Michael Pyshnov makes a strong case that his PhD supervisor stole his work and presented it as her own.
This happened during the 80s and Mr. Pyshnov has found some support among the academic community for his allegation that the University of Toronto as an institution has covered up this fraud. Our reading of the story would be that individuals within his department and their superiors took full advantage of Mr. Pyshnov to outsmart him by baiting him to behave bady and lose support.
After 15 years of sustaining this situation, and after his every attempt to make his story known met only complete (and continuing now) "silence of the press". His story has become cluttered with bigotted statements which inJusticebusters find repugnant. The woman who stole his work is Jewish; anti-Semitic and anti-woman generalizations abound. His hatred of communism leads him to tired Jewish conspiracy theories. Such casual bigotry is as out of place in the university as the bad science and plagiarism he alleges.
Nonetheless, Pyshnov's initial claim seems sound. In the beginning he ran his own case and had his claim against University of Toronto restored in the Court of Appeal of Ontario. This was no small feat since University of Toronto is used to winning. That Pyshnov, in his efforts to take a winnable case to the next step has been turned down by many law firms reflects both the laziness and the class bias of the legal profession where few lawyers are willing to take the time to properly read a file in a controversial case to objectively determine its substance and even fewer are willing to take on a powerful institution like the U of T.
Many people who are interested in higher education -- including the shrinking few who have any hope of ever affording one -- believe universities to be institutions where higher knowledge is attained and moral values are taught in an atmosphere of tolerance and with integrity. Increasingly the academy has become just another stepping stone in the market place where a person can pay his/her tuition and walk away with credentials to better exploit those with less education.
The people who practiced their witch-hunting techniques in the Foster Parent and Martensville cases were accredited by Saskatchewan Universities and almost without exception the people they branded as witches were less educated than they were.
You don't need a Doctor of Philosophy to recognize such practices are immoral and unethical.
Police academies are also facing up to the fact that the conduct of their graduates reflects on the integrity of the teaching.
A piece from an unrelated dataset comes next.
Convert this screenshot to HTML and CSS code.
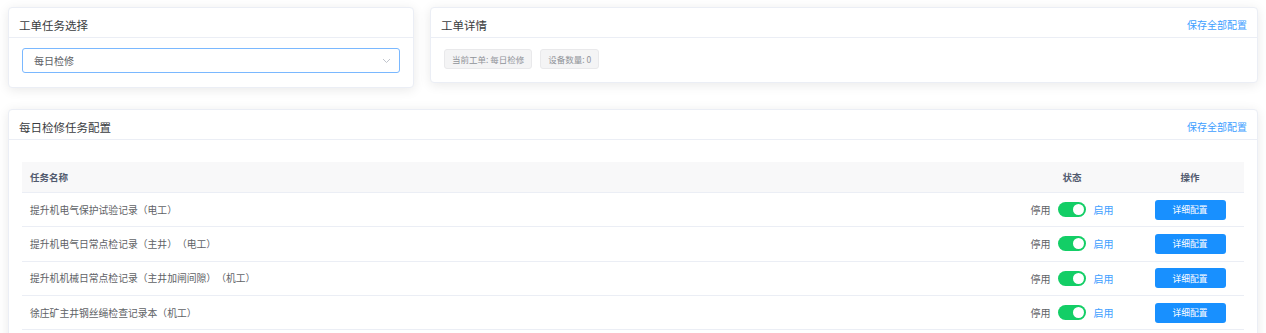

They should be ashamed that Brian Dueck is behaving like he received his training from the SS.
-- Sheila Steele
inJusticebusters find that injustices are most often the result of moral and ethical carelessness or indifference on the part of persons who are paid large salaries to be careful and to know their jobs (professsors, judges, heads of companies.) In a society driven by the profit motive, it is not surprising that people steal each others' work and ideas. The law is weighted in favour of legalising the theft of the ideas and work of the weaker by those with more power. Nonetheless the justice system provides avenues for such thefts to be prosecuted when clear evidence exists. Maintaining civility throughout the process is important if justice is to prevail. Comments like those made by Chief Justice Beverley McLachlin this summer (Chief judge wants Supreme Court to have control over which cases it hears) give further reason to ask what universities are teaching! That the head of our Supreme Court wishes to lighten her work-load by limiting access to justice shows a frightening shallowness of mind.
The driving aims of injusticebusters.com are to bring to account those who abuse their power and to encourage the open, public discussion of the issues involved. Remedies should be sought and damages compensated. Character assassination has no legitimate place in any part of the process.
The rage which many spouses feel at having been unfairly treated in divorce and family courts is palpable as we watch the news reports of the results of violent rages by aggrieved parties. What we need to repair the damage done by a couple decades of carelessness are reputable institutions run by trained, intelligent and dedicated professionals. Our courts and our universities should be those institutions.